▶ **Exercise description**: Below are records; please write out exactly the lines from the first line through the line containing "table-layout: fixed;", with no pictures.

▶ **Record excerpts**:
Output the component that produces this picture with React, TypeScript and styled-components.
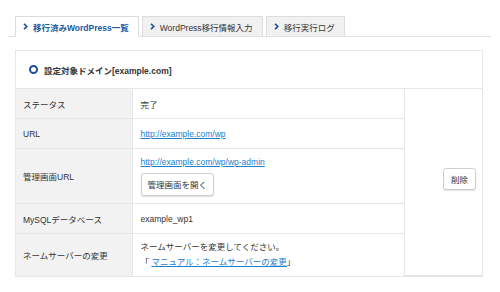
import React from "react";
import styled, { createGlobalStyle } from "styled-components";

const GlobalStyle = createGlobalStyle`
  html, body {
    margin: 0;
    padding: 0;
    background: #fff;
  }

  body {
    font-family: "Liberation Sans", "Noto Sans CJK JP", sans-serif;
    font-size: 8.5px;
    color: #333;
  }
`;

const Page = styled.div`
  width: 500px;
  padding: 16px 9px 0 8px;
  box-sizing: border-box;
`;

const TabBar = styled.div`
  display: flex;
  gap: 3px;
  padding-left: 7px;
  border-bottom: 1px solid #e0e0e0;
`;

const Tab = styled.div<{ $active?: boolean }>`
  display: flex;
  align-items: center;
  gap: 5px;
  height: 21px;
  padding: 0 9px 0 7px;
  margin-bottom: -1px;
  border: 1px solid #dcdcdc;
  border-bottom: ${p => (p.$active ? "1px solid #fff" : "1px solid #e0e0e0")};
  background: ${p => (p.$active ? "#fff" : "#f1f1f1")};
  color: ${p => (p.$active ? "#1d5aa5" : "#333")};
  font-weight: ${p => (p.$active ? 700 : 400)};
  white-space: nowrap;
  box-sizing: border-box;
`;

const Chevron = () => (
  <svg width="5" height="7" viewBox="0 0 5 7">
    <path d="M1 0.8 L3.8 3.5 L1 6.2" fill="none" stroke="#1d4f9a" strokeWidth="1.6" />
  </svg>
);

const Panel = styled.div`
  margin: 13px 0 0 7px;
  width: 468px;
  border: 1px solid #e6e6e6;
  box-sizing: border-box;
`;

const PanelHeader = styled.div`
  display: flex;
  align-items: center;
  gap: 6px;
  height: 37px;
  padding-left: 13px;
  font-weight: 700;
  color: #333;
`;

const Ring = styled.span`
  width: 5px;
  height: 5px;
  border: 2px solid #1d4f9a;
  border-radius: 50%;
`;

const Table = styled.table`
  width: 100%;
  border-collapse: collapse;
  table-layout: fixed;

  td {
    border: 1px solid #e6e6e6;
    padding: 0;
    vertical-align: middle;
  }

  tr:last-child td {
    border-bottom: none;
  }

  td:first-child {
    border-left: none;
  }

  td:last-child {
    border-right: none;
  }
`;

const Row = styled.tr<{ $h: number }>`
  height: ${p => p.$h}px;
`;

const Label = styled.td`
  width: 116px;
  background: #f2f2f2;
  padding-left: 7px !important;
  box-sizing: border-box;
`;

const Value = styled.td`
  padding-left: 8px !important;
`;

const ActionCell = styled.td`
  width: 71px;
  text-align: right;
  padding: 0 6px 7px 0 !important;
`;

const Link = styled.a`
  color: #1b80d2;
  text-decoration: underline;
`;

const Stack = styled.div`
  display: flex;
  flex-direction: column;
  align-items: flex-start;
  gap: 6px;
`;

const Lines = styled.div`
  line-height: 15px;
`;

const Button = styled.button<{ $small?: boolean }>`
  font-family: inherit;
  font-size: 8.5px;
  color: #333;
  background: #fff;
  border: 1px solid #cfcfcf;
  border-radius: 3px;
  box-shadow: 0 1px 1px rgba(0, 0, 0, 0.12);
  height: ${p => (p.$small ? 22 : 23)}px;
  padding: 0 ${p => (p.$small ? 7 : 6)}px;
  cursor: pointer;
`;

export default function App() {
  return (
    <>
      <GlobalStyle />
      <Page>
        <TabBar>
          <Tab $active>
            <Chevron />
            移行済みWordPress一覧
          </Tab>
          <Tab>
            <Chevron />
            WordPress移行情報入力
          </Tab>
          <Tab>
            <Chevron />
            移行実行ログ
          </Tab>
        </TabBar>

        <Panel>
          <PanelHeader>
            <Ring />
            設定対象ドメイン[example.com]
          </PanelHeader>
          <Table>
            <tbody>
              <Row $h={30}>
                <Label>ステータス</Label>
                <Value>完了</Value>
                <ActionCell rowSpan={5}>
                  <Button $small>削除</Button>
                </ActionCell>
              </Row>
              <Row $h={30}>
                <Label>URL</Label>
                <Value>
                  <Link href="#">http://example.com/wp</Link>
                </Value>
              </Row>
              <Row $h={55}>
                <Label>管理画面URL</Label>
                <Value>
                  <Stack>
                    <Link href="#">http://example.com/wp/wp-admin</Link>
                    <Button>管理画面を開く</Button>
                  </Stack>
                </Value>
              </Row>
              <Row $h={30}>
                <Label>MySQLデータベース</Label>
                <Value>example_wp1</Value>
              </Row>
              <Row $h={42}>
                <Label>ネームサーバーの変更</Label>
                <Value>
                  <Lines>
                    ネームサーバーを変更してください。
                    <br />
                    「 <Link href="#">マニュアル：ネームサーバーの変更</Link>」
                  </Lines>
                </Value>
              </Row>
            </tbody>
          </Table>
        </Panel>
      </Page>
    </>
  );
}
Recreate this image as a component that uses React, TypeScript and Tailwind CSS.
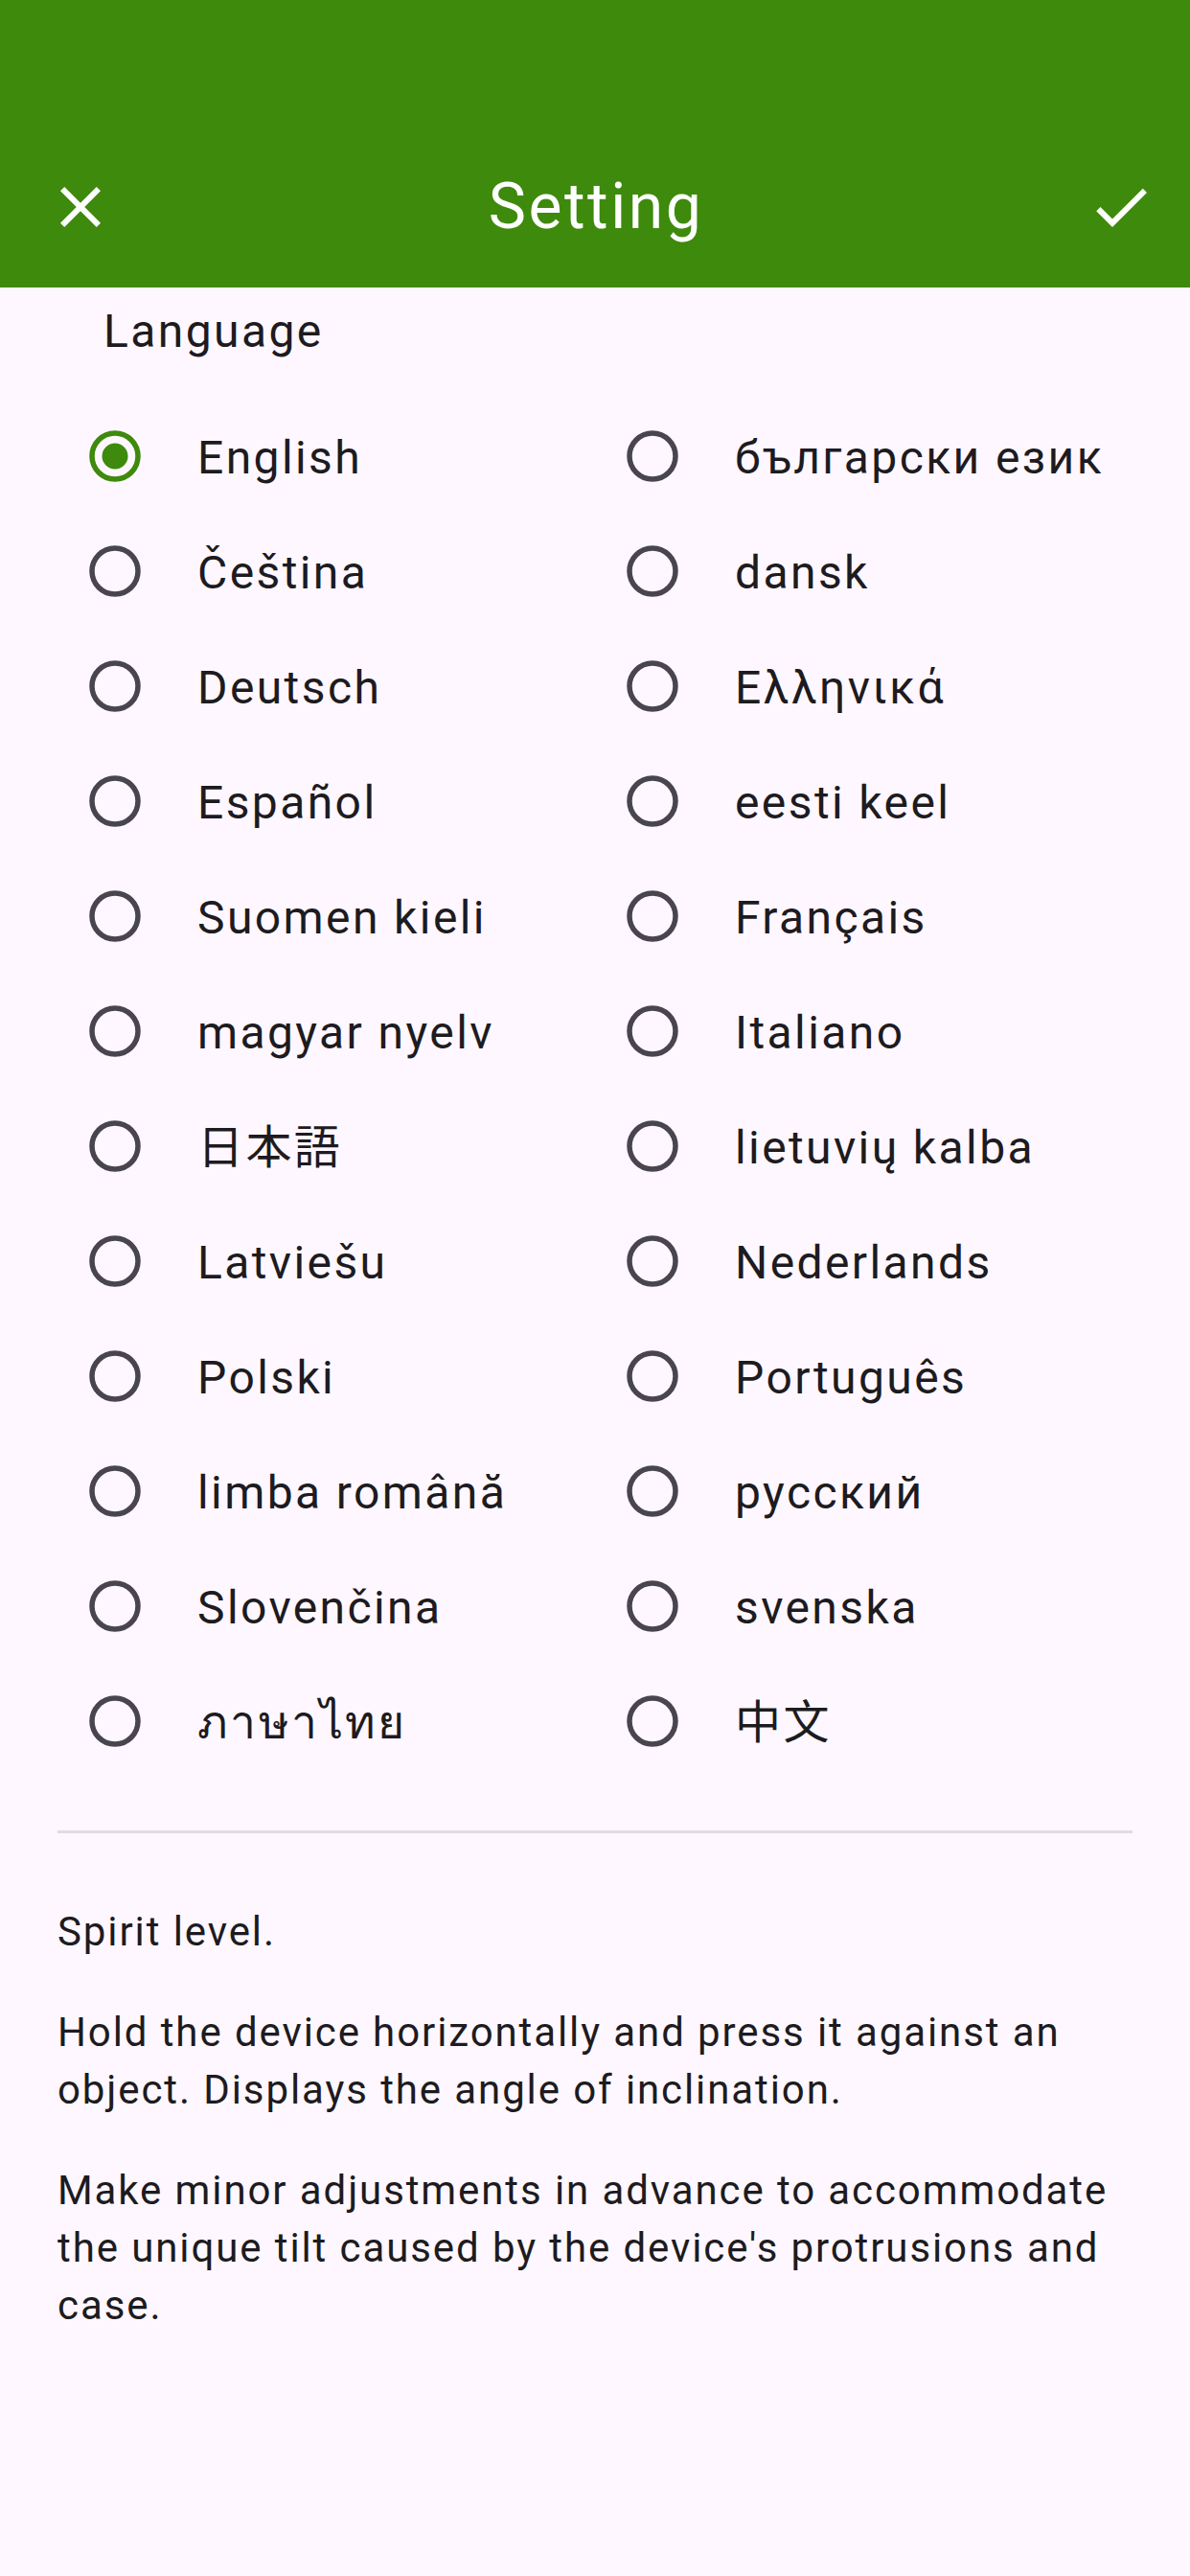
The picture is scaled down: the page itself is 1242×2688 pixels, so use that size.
import { useState } from 'react';

const LANGUAGES: [string, string][] = [
  ['en', 'English'],
  ['bg', 'български език'],
  ['cs', 'Čeština'],
  ['da', 'dansk'],
  ['de', 'Deutsch'],
  ['el', 'Ελληνικά'],
  ['es', 'Español'],
  ['et', 'eesti keel'],
  ['fi', 'Suomen kieli'],
  ['fr', 'Français'],
  ['hu', 'magyar nyelv'],
  ['it', 'Italiano'],
  ['ja', '日本語'],
  ['lt', 'lietuvių kalba'],
  ['lv', 'Latviešu'],
  ['nl', 'Nederlands'],
  ['pl', 'Polski'],
  ['pt', 'Português'],
  ['ro', 'limba română'],
  ['ru', 'русский'],
  ['sk', 'Slovenčina'],
  ['sv', 'svenska'],
  ['th', 'ภาษาไทย'],
  ['zh', '中文'],
];

function Radio({ checked }: { checked: boolean }) {
  return (
    <svg width="54" height="54" viewBox="0 0 54 54" className={checked ? 'text-[#3e8a0c]' : 'text-[#49454f]'}>
      <circle cx="27" cy="27" r="24" fill="none" stroke="currentColor" strokeWidth="5.5" />
      {checked && <circle cx="27" cy="27" r="13.5" fill="currentColor" />}
    </svg>
  );
}

export default function App() {
  const [lang, setLang] = useState('en');

  return (
    <div className="min-h-screen bg-[#fef7ff] font-['Roboto','Noto_Sans_CJK_JP',sans-serif] text-[#1d1b20]">
      <header className="bg-[#3e8a0c] pt-[132px] text-white">
        <div className="grid h-[168px] grid-cols-[168px_1fr_168px] items-center">
          <button type="button" aria-label="close" className="flex h-[168px] w-[168px] items-center justify-center">
            <svg width="72" height="72" viewBox="0 0 24 24" fill="currentColor">
              <path d="M19 6.41 17.59 5 12 10.59 6.41 5 5 6.41 10.59 12 5 17.59 6.41 19 12 13.41 17.59 19 19 17.59 13.41 12z" />
            </svg>
          </button>
          <h1 className="pl-[2px] text-center text-[66px] leading-[88px] tracking-[2.5px]">Setting</h1>
          <div className="flex justify-end">
            <button type="button" aria-label="save" className="flex h-[144px] w-[144px] items-center justify-center">
              <svg width="72" height="72" viewBox="0 0 24 24" fill="currentColor">
                <path d="M9 16.17 4.83 12l-1.42 1.41L9 19 21 7l-1.41-1.41z" />
              </svg>
            </button>
          </div>
        </div>
      </header>

      <main className="px-[60px]">
        <div className="mt-[10px] pl-[48px] text-[48px] leading-[72px] tracking-[2.4px]">Language</div>

        <div className="mt-[34px] grid grid-cols-2">
          {LANGUAGES.map(([code, label]) => (
            <button
              key={code}
              type="button"
              onClick={() => setLang(code)}
              className="flex h-[120px] items-center text-left"
            >
              <span className="flex w-[120px] justify-center">
                <Radio checked={lang === code} />
              </span>
              <span className={`ml-[26px] pt-[3px] text-[48px] leading-[72px] tracking-[2.4px] ${code === 'zh' ? "font-['Roboto','Noto_Sans_CJK_SC',sans-serif]" : ''}`}>
                {label}
              </span>
            </button>
          ))}
        </div>

        <div className="mt-[54px] h-[3px] bg-[#dedcdf]" />

        <div className="mt-[73px] text-[42px] leading-[60px] tracking-[1.9px]">
          <p>Spirit level.</p>
          <p className="mt-[45px]">
            Hold the device horizontally and press it against an object. Displays the angle of inclination.
          </p>
          <p className="mt-[45px]">
            Make minor adjustments in advance to accommodate the unique tilt caused by the device's protrusions and case.
          </p>
        </div>
      </main>
    </div>
  );
}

▶ **Answer in full**:
Output the component that produces this picture with React, TypeScript and styled-components.
import React from "react";
import styled, { createGlobalStyle } from "styled-components";

const GlobalStyle = createGlobalStyle`
  html, body {
    margin: 0;
    padding: 0;
    background: #fff;
  }

  body {
    font-family: "Liberation Sans", "Noto Sans CJK JP", sans-serif;
    font-size: 8.5px;
    color: #333;
  }
`;

const Page = styled.div`
  width: 500px;
  padding: 16px 9px 0 8px;
  box-sizing: border-box;
`;

const TabBar = styled.div`
  display: flex;
  gap: 3px;
  padding-left: 7px;
  border-bottom: 1px solid #e0e0e0;
`;

const Tab = styled.div<{ $active?: boolean }>`
  display: flex;
  align-items: center;
  gap: 5px;
  height: 21px;
  padding: 0 9px 0 7px;
  margin-bottom: -1px;
  border: 1px solid #dcdcdc;
  border-bottom: ${p => (p.$active ? "1px solid #fff" : "1px solid #e0e0e0")};
  background: ${p => (p.$active ? "#fff" : "#f1f1f1")};
  color: ${p => (p.$active ? "#1d5aa5" : "#333")};
  font-weight: ${p => (p.$active ? 700 : 400)};
  white-space: nowrap;
  box-sizing: border-box;
`;

const Chevron = () => (
  <svg width="5" height="7" viewBox="0 0 5 7">
    <path d="M1 0.8 L3.8 3.5 L1 6.2" fill="none" stroke="#1d4f9a" strokeWidth="1.6" />
  </svg>
);

const Panel = styled.div`
  margin: 13px 0 0 7px;
  width: 468px;
  border: 1px solid #e6e6e6;
  box-sizing: border-box;
`;

const PanelHeader = styled.div`
  display: flex;
  align-items: center;
  gap: 6px;
  height: 37px;
  padding-left: 13px;
  font-weight: 700;
  color: #333;
`;

const Ring = styled.span`
  width: 5px;
  height: 5px;
  border: 2px solid #1d4f9a;
  border-radius: 50%;
`;

const Table = styled.table`
  width: 100%;
  border-collapse: collapse;
  table-layout: fixed;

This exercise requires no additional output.